Boom immobilier : mystère autour du financement privé

Si le gouvernement s’efforce de publier le coût de la construction des infrastructures publiques, ce n’est pas le cas pour des particuliers.

Les sources de financement de la plupart des chantiers à Kinshasa ne sont pas connues. (BEF)
Les sources de financement de la plupart des chantiers à Kinshasa ne sont pas connues. (BEF)

Force est de constater que ce foisonnement immobilier est plutôt régenté par des expatriés. Peu de nationaux figurent parmi ceux qui révolutionnent ce secteur, encore moins le gouvernement. Certains espaces, déclarés « verts » par les autorités urbaines, sont assiégés. Le financement de la plupart de ces chantiers a du mal à être connu. Si, au niveau du gouvernement, des chiffres sont avancés pour la construction ou la réhabilitation des infrastructures publiques, il n’en est, cependant, pas le cas pour des privés.
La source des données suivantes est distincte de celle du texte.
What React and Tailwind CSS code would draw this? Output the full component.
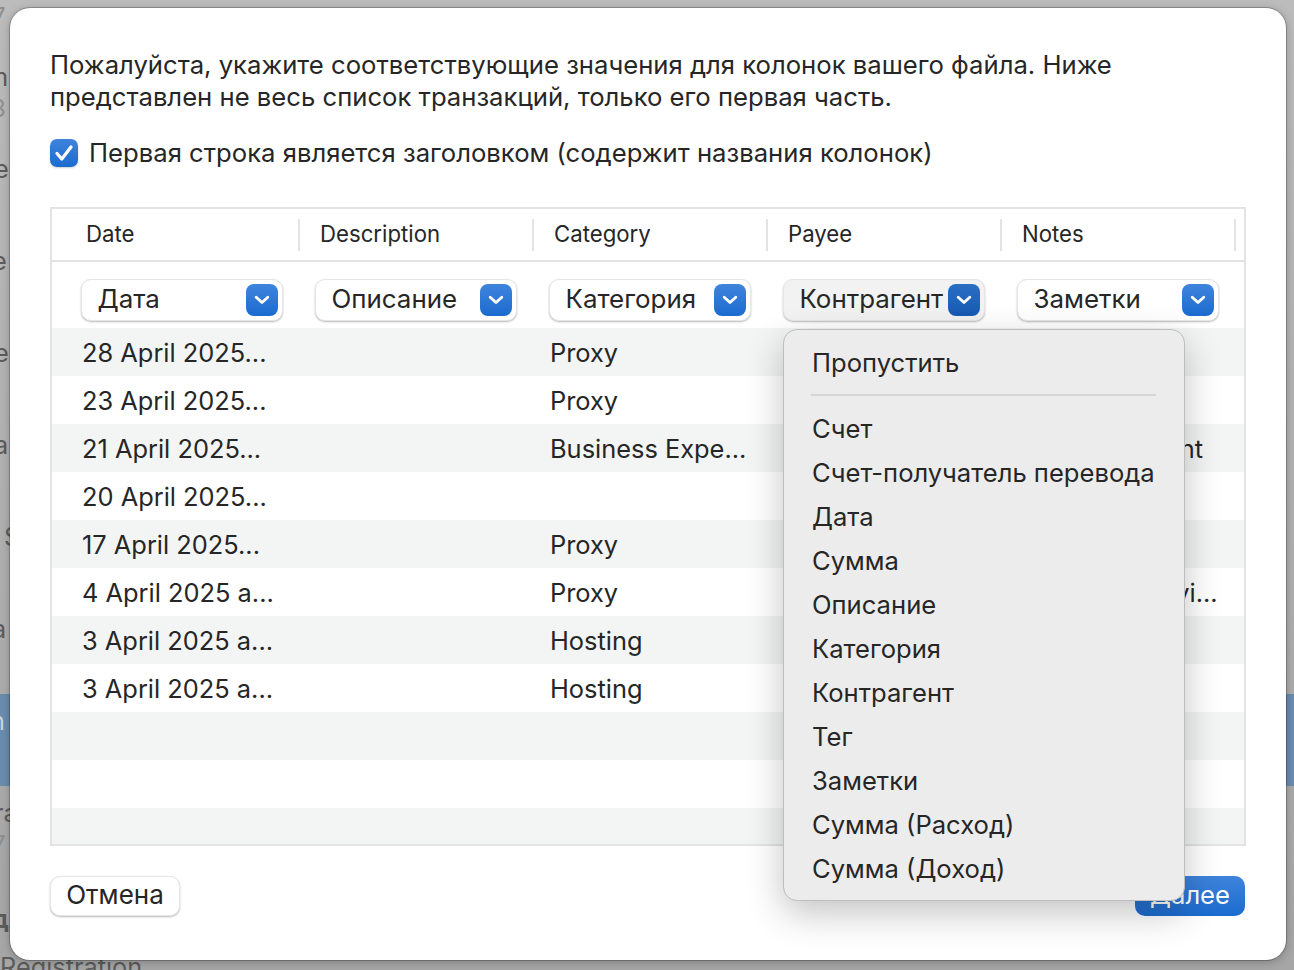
import React from "react";

const Chevron = () => (
  <svg width="16" height="10" viewBox="0 0 16 10" fill="none">
    <path d="M2.2 2.2 8 7.6l5.8-5.4" stroke="white" strokeWidth="2.8" strokeLinecap="round" strokeLinejoin="round" />
  </svg>
);

function Select({ label, active, children }) {
  return (
    <div className={`relative w-[202px] h-[42px] rounded-[10px] flex items-center pl-[17px] text-[25.9px] leading-[32px] text-[#262626] border border-[#e6e6e6] shadow-[0_1px_2px_rgba(0,0,0,0.28)] ${active ? "bg-[#f2f2f2]" : "bg-white"}`}>
      <span className="whitespace-nowrap -ml-[1.5px] pb-[2px]">{label}</span>
      <span className={`absolute right-[4px] top-[4px] w-[32px] h-[32px] rounded-[8px] flex items-center justify-center ${active ? "bg-gradient-to-b from-[#2a6fc4] to-[#1559b2]" : "bg-gradient-to-b from-[#3e84dc] to-[#1a6bcf]"}`}>
        <Chevron />
      </span>
      {children}
    </div>
  );
}

const menuItems = ["Счет", "Счет-получатель перевода", "Дата", "Сумма", "Описание", "Категория", "Контрагент", "Тег", "Заметки", "Сумма (Расход)", "Сумма (Доход)"];

function Menu() {
  return (
    <div className="absolute z-20 left-[-1px] top-[49px] w-[402px] h-[572px] bg-[#ececec] rounded-[14px] border border-[#bdbdbd] shadow-[0_12px_36px_rgba(0,0,0,0.24)] pt-[11px] text-[25.6px] text-[#262626]">
      <div className="h-[44px] leading-[44px] pl-[28px] whitespace-nowrap">Пропустить</div>
      <div className="h-[2px] bg-[#d5d5d5] mt-[9px] mb-[11px] ml-[27px] mr-[28px]" />
      {menuItems.map((m) => (
        <div key={m} className="h-[44px] leading-[44px] pl-[28px] whitespace-nowrap">{m}</div>
      ))}
    </div>
  );
}

const rows = [
  ["28 April 2025...", "Proxy", ""],
  ["23 April 2025...", "Proxy", ""],
  ["21 April 2025...", "Business Expe...", "Media payment"],
  ["20 April 2025...", "", ""],
  ["17 April 2025...", "Proxy", ""],
  ["4 April 2025 a...", "Proxy", "Proxy tos servi..."],
  ["3 April 2025 a...", "Hosting", ""],
  ["3 April 2025 a...", "Hosting", ""],
  ["", "", ""],
  ["", "", ""],
  ["", "", ""],
];

const headers = ["Date", "Description", "Category", "Payee", "Notes"];

const backRows = [
  { title: "", sub: "7", subShift: "-ml-[8px]" },
  { title: "m", sub: "8", shift: "-ml-[14px]", subShift: "-ml-[9px]" },
  { title: "e", shift: "-ml-[6px]" },
  { title: "e", shift: "-ml-[8px]" },
  { title: "e", shift: "-ml-[6px]" },
  { title: "a", shift: "-ml-[6px]" },
  { title: "S", shift: "ml-[4px]" },
  { title: "a", shift: "-ml-[8px]" },
  { title: "n", shift: "-ml-[10px]", blue: true },
  { title: "ra", sub: "7", shift: "-ml-[6px]", subShift: "-ml-[8px]" },
];

function BackRow({ title, sub, shift, subShift, blue }) {
  return (
    <div className={`h-[92px] shrink-0 pt-[11px] text-[25.3px] leading-[32px] whitespace-nowrap ${blue ? "bg-[#6a8cae] text-[#c9d5e1]" : "text-[#5c5c5c]"}`}>
      <div className={`h-[32px] ${shift || ""}`}>{title}</div>
      <div className={`h-[32px] text-[24px] text-[#8f8f8f] ${subShift || ""}`}>{sub}</div>
    </div>
  );
}

export default function App() {
  return (
    <div className="relative w-[1294px] h-[970px] overflow-hidden bg-gradient-to-b from-[#bcbcbc] to-[#a6a6a6] [font-family:Inter,'Noto_Sans',sans-serif]">
      {/* dimmed window behind the dialog */}
      <div className="absolute inset-0 flex flex-col -mt-[42px] overflow-hidden">
        {backRows.map((r, i) => (
          <BackRow key={i} {...r} />
        ))}
        <div className="border-t border-[#a9a9a9] pt-[24px] text-[25.3px] leading-[32px] text-[#5c5c5c]">
          <div className="-ml-[8px] font-bold h-[48px]">д</div>
          <div>Registration</div>
        </div>
      </div>

      {/* dialog */}
      <div className="relative z-10 ml-[10px] mt-[8px] w-[1276px] h-[952px] bg-white rounded-[20px] shadow-[0_0_0_1px_rgba(0,0,0,0.22),0_2px_10px_rgba(0,0,0,0.25)] pt-[41px] pl-[40px] pr-[40px]">
        <p className="text-[25.66px] leading-[32px] text-[#262626] w-[1196px] whitespace-nowrap">
          Пожалуйста, укажите соответствующие значения для колонок вашего файла. Ниже<br />
          представлен не весь список транзакций, только его первая часть.
        </p>

        <div className="flex items-center mt-[24px] h-[32px]">
          <span className="w-[28px] h-[28px] rounded-[7px] bg-gradient-to-b from-[#3e84dc] to-[#1a6bcf] shadow-[0_1px_2px_rgba(0,0,0,0.2)] flex items-center justify-center">
            <svg width="20" height="18" viewBox="0 0 20 18" fill="none">
              <path d="M3 9.5 7.8 15 17 3" stroke="white" strokeWidth="3.2" strokeLinecap="round" strokeLinejoin="round" />
            </svg>
          </span>
          <span className="ml-[11px] text-[25.66px] leading-[32px] text-[#262626] whitespace-nowrap">
            Первая строка является заголовком (содержит названия колонок)
          </span>
        </div>

        {/* table */}
        <div className="mt-[38px] w-[1196px] h-[639px] border-2 border-[#e3e3e3] relative">
          <div className="flex h-[53px] border-b-2 border-[#e3e3e3] items-center">
            {headers.map((h, i) => (
              <div key={h} className={`h-[32px] flex items-center border-r-2 border-[#e3e3e3] text-[22.2px] text-[#262626] pb-[2px] ${i === 0 ? "w-[248px] pl-[34px]" : "w-[234px] pl-[20px]"}`}>
                {h}
              </div>
            ))}
          </div>
          <div className="flex h-[66px] items-start pt-[17px]">
            <div className="w-[248px] pl-[29px]"><Select label="Дата" /></div>
            <div className="w-[234px] pl-[15px]"><Select label="Описание" /></div>
            <div className="w-[234px] pl-[15px]"><Select label="Категория" /></div>
            <div className="w-[234px] pl-[15px]"><Select label="Контрагент" active><Menu /></Select></div>
            <div className="w-[234px] pl-[15px]"><Select label="Заметки" /></div>
          </div>
          {rows.map((r, i) => (
            <div key={i} className={`flex items-center text-[25.4px] text-[#262626] whitespace-nowrap pt-[2px] ${i === 10 ? "h-[36px]" : "h-[48px]"} ${i % 2 === 0 ? "bg-[#f3f5f5]" : "bg-white"}`}>
              <div className="w-[248px] pl-[30px]">{r[0]}</div>
              <div className="w-[234px]" />
              <div className="w-[234px] pl-[16px]">{r[1]}</div>
              <div className="w-[234px]" />
              <div className="w-[234px] pl-[16px]">{r[2]}</div>
            </div>
          ))}
        </div>

        {/* footer */}
        <div className="flex justify-between mt-[30px] pr-px">
          <button className="w-[130px] h-[40px] bg-white rounded-[10px] border border-[#e6e6e6] shadow-[0_1px_2px_rgba(0,0,0,0.28)] text-[26px] leading-[32px] text-[#262626] pb-[2px]">Отмена</button>
          <button className="w-[110px] h-[40px] rounded-[10px] bg-gradient-to-b from-[#3e84dc] to-[#1a6bcf] text-[25.6px] leading-[32px] text-white pb-[2px]">Далее</button>
        </div>
      </div>
    </div>
  );
}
Par exemple, tout le monde sait que le financement de la construction d’un immeuble de 11 niveaux devant abriter l’Hôtel du gouvernement, s’élève à 24 milliards de francs.

Les magnats immobiliers

Par ailleurs, l’Etat, lui, semble être dépossédé de ses moyens de contrôle et assiste passivement à l’éclosion d’une classe de magnats immobiliers, dont l’origine des capitaux n’est pas souvent clarifiée. Déjà, en 2010, Albert Yuma, président de la Fédération des entreprises du Congo (FEC), avait tiré la sonnette d’alarme. Il estimait que près de 16 milliards de dollars américains circulaient hors circuit bancaire. D’après le numéro un du patronat congolais, cette situation était « inadmissible », étant donné que ce montant représente quasiment le triple du budget de l’Etat, sur des ressources propres, précisait-il.
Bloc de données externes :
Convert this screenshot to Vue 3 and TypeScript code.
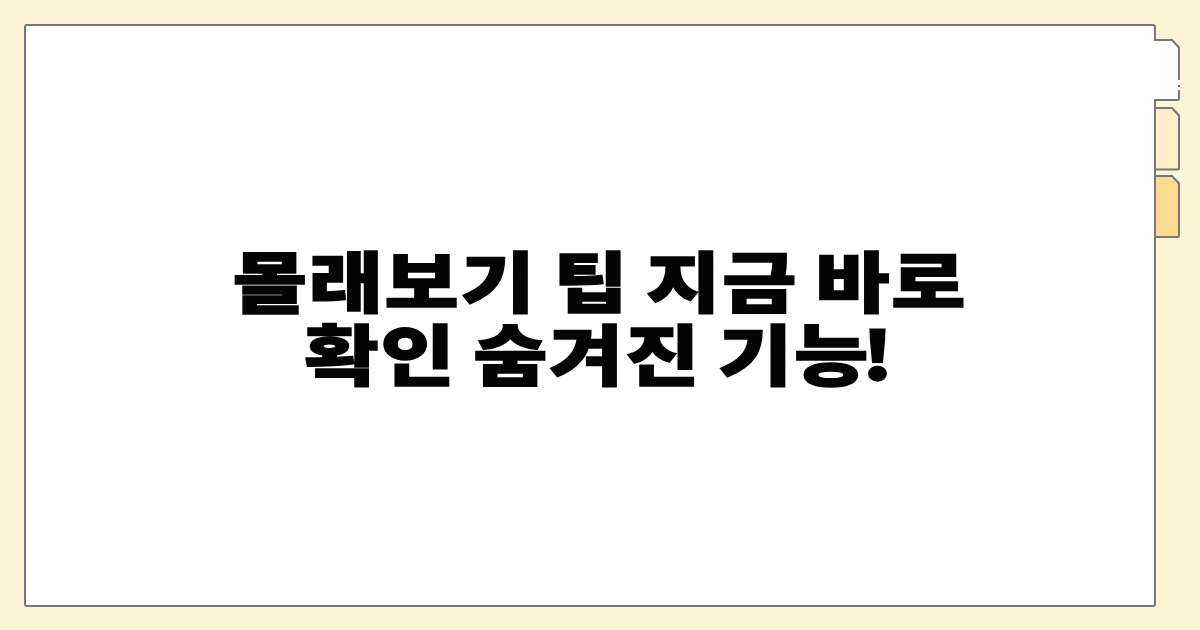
<script setup lang="ts">
interface Tab { h: number; bottom: number; fill: string; cls: string; x0: number }
const tabs: Tab[] = [
  { h: 64, bottom: 61, fill: '#ffffff', cls: 'first', x0: 0 },
  { h: 64, bottom: 62.5, fill: '#fdeec8', cls: 'second', x0: 2 },
  { h: 63, bottom: 62, fill: '#fed990', cls: 'third', x0: 2 },
]
function tabPath(t: Tab): string {
  return `M${t.x0} 1 H18 L25 8.5 V${t.bottom - 1.5} Q25 ${t.bottom} 23.5 ${t.bottom} H${t.x0}`
}
</script>

<template>
  <main class="page">
    <section class="card">
      <h1 class="title">
        <span>몰래보기 팁 지금 바로</span>
        <span>확인 숨겨진 기<span class="tight">능</span>!</span>
      </h1>
    </section>
    <aside class="tabs">
      <svg
        v-for="t in tabs"
        :key="t.cls"
        :class="['tab', t.cls]"
        width="27"
        :height="t.h"
        :viewBox="`0 0 27 ${t.h}`"
      >
        <path :d="tabPath(t)" :fill="t.fill" stroke="#777" stroke-width="2" />
        <path
          v-if="t.cls === 'first'"
          d="M25 41 V46 M25 48 V51"
          fill="none"
          stroke="#fff"
          stroke-width="2.4"
        />
      </svg>
    </aside>
  </main>
</template>

<style>
html, body { margin: 0; background: #fef5d9; }
</style>

<style scoped>
.page {
  width: 1200px;
  height: 630px;
  box-sizing: border-box;
  padding: 24px 19px 23px 24px;
  display: flex;
  background: #fef5d9;
  overflow: hidden;
}
.card {
  width: 1132px;
  height: 583px;
  box-sizing: border-box;
  background: #fff;
  border: 2px solid #777;
  border-radius: 3px;
  display: flex;
  align-items: center;
  justify-content: center;
  flex: none;
}
.title {
  margin: -1px 0 0 20px;
  display: flex;
  flex-direction: column;
  align-items: center;
  font-family: "Noto Sans CJK KR", sans-serif;
  font-weight: 900;
  font-size: 72px;
  line-height: 80px;
  letter-spacing: 1.6px;
  word-spacing: -3px;
  color: #050505;
  -webkit-text-stroke: 1.6px #050505;
  white-space: nowrap;
  transform: scale(1.12, 0.92);
}
.tight { letter-spacing: -6px; }
.tabs {
  display: flex;
  flex-direction: column;
  gap: 4px;
  margin: 15px 0 0 -2px;
}
.tab { display: block; flex: none; }
</style>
En d’autres termes, l’on supposerait que près de 16 milliards de dollars, non recouvrés par l’Etat, échappent aux circuits officiels. Devant un tel flux financier incontrôlé, d’aucuns pensent que cet argent servirait au financement des investissements réalisés, notamment dans le domaine immobilier. Aucune institution officielle n’arrive à identifier la traçabilité de ces fonds. Pourtant, les premières assisses nationales sur le coulage des recettes, organisées en 2013, avaient tenté de pénétrer le mystère de détournements, sans en déverrouiller le système. La Cellule nationale des renseignements financiers (CENAREF), structure étatique mise sur pieds pour enquêter sur tous les criminels économiques, n’a pas encore dit un mot sur ce dossier. Alors que sa création entre dans le cadre de l’Action internationale de lutte contre le blanchiment de capitaux et le financement du terrorisme.

Le petit peuple exclu…

Ce boom immobilier, qui fait jaser l’opinion, ne pourrait satisfaire le congolais que des yeux. Certains parmi eux ne croient même pas qu’ils pourront posséder des logements sociaux. « Cette éclosion du secteur immobilier me parait comme un lèche-vitrine. Le petit peuple ne fera qu’admirer la beauté, sans en posséder. Ce sont les mêmes politiciens et hommes d’affaires qui vont occuper ces bâtiments », estime un membre de la société civile. Après avoir relancé les travaux au site de construction  d’une cité moderne à Bandalungwa, arrêtés depuis un temps, l’actuel ministre de l’Urbanisme et Habitat, Fridolin Kasweshi, a indiqué que ce projet de construction visait à «offrir à l’ensemble de la population congolaise, un logement décent.»  Les congolais lambda ne font qu’attendre l’aboutissement des sites en construction pour évaluer la promesse du gouvernement. De son côté, la Ligue congolaise de lutte contre la corruption (Licoco) avait invité, il y a deux ans, le gouvernement à s’expliquer sur l’évolution des projets de construction de ces logements sociaux. Elle tablait particulièrement sur un projet de construction de plus de quatre mille logements sociaux dans plusieurs villes du pays. Selon cette Ong, le gouvernement avait initié un autre projet de construction de mille maisons à Kinshasa, alors que le premier projet, datant de 2005, n’a jamais abouti, et « qu’aucune explication ne soit donnée à ce sujet ».

Selon son président, Ernest Mpararo, le nouveau projet consisterait à construire au moins mille maisons dans l’ancienne pépinière de Bandalungwa. Pour lui, il s’agit, « une fois de plus », d’un projet « budgétivore qui n’arrive toujours pas à terme ». La Licoco invite le gouvernement à rendre compte d’abord du premier projet dont un premier financement a été accordé pour la construction d’environ 504 maisons. Il s’agissait notamment de cinquante maisons à Lubumbashi, dans le Katanga, de douze à Mbuji-Mayi, au Kasaï Oriental, soixante-quinze à Kananga, dans le Kasaï Occidental et vingt-cinq à Kindu.